SARSA
This algorithm is based on $\epsilon$-greedy algorithm.
\[\pi(s) \leftarrow \begin{cases} a^* \in argmax_a Q(s,a) & \text{with probability} & 1-\epsilon \\ random & \text{with probability} & \epsilon \end{cases}\]=> with a small probability ($\epsilon$ is usually lower than $5\%$), we do random actions. Otherwise we take the best action of the known ones.
Estimation is done through TD-learning (temporal differences - see Online Estimation):
\[\forall t, Q(s_t, a_t) \xleftarrow{\alpha} r_t + \gamma Q(s_{t+1}, a_{t+1})\]# action is identified with new state (after move)
# Q is the transition probability matrix: rows = states and columns = actions
def sarsa(Q, model = model, alpha = 0.1, eps = 0.1, n_iter = 100):
states = model.states
terminals = model.terminals
rewards = model.rewards
gamma = model.gamma
# random state (not terminal)
state = np.random.choice(np.setdiff1d(np.arange(len(states)), terminals))
# random action
action = np.random.choice(Q[state].indices)
new_state = action
for t in range(n_iter):
state_prev = state
action_prev = action
state = new_state
if state in terminals: # if the new action gives terminal state we start again from a new random state
state = np.random.choice(np.setdiff1d(np.arange(len(model.states)),terminals))
action = np.random.choice(Q[state].indices)
Q[state_prev, action_prev] = (1 - alpha) * Q[state_prev, action_prev] + alpha * rewards[action_prev]

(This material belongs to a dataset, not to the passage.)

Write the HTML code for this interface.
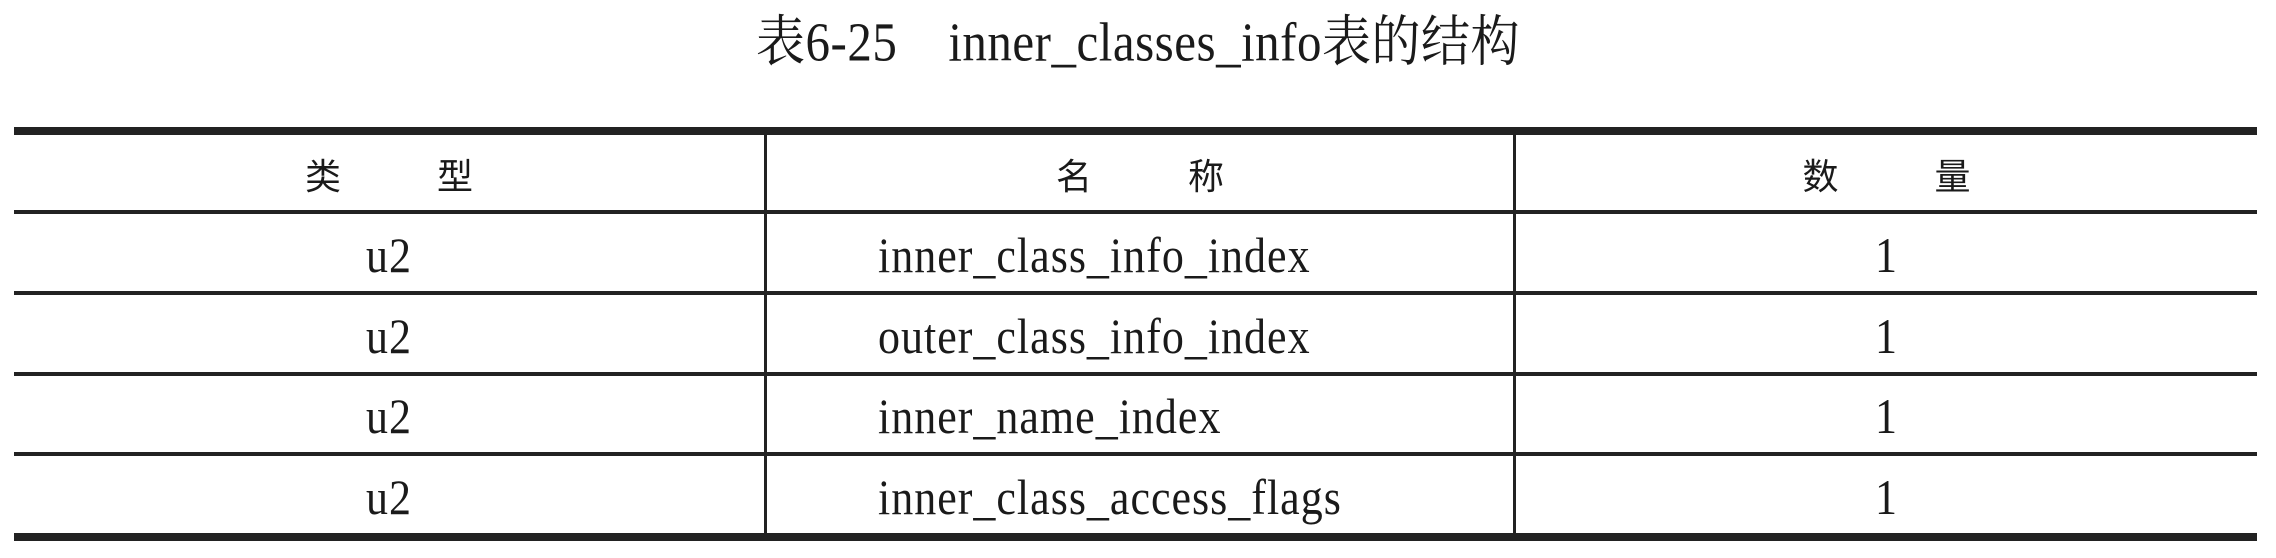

# we removed the second term since state_prev was the last step
else:
# we choose the best action that has the highest expected value-action
best_action = Q[state].indices[np.argmax(Q[state].data)]
if np.random.random() < eps:
# with probability of epsilon, we choose a random action
action = np.random.choice(Q[state].indices)
else:
action = best_action
Q[state_prev, action_prev] = (1 - alpha) * Q[state_prev, action_prev] + alpha * (rewards[action_prev] + gamma * Q[state, action])
new_state = action
return Q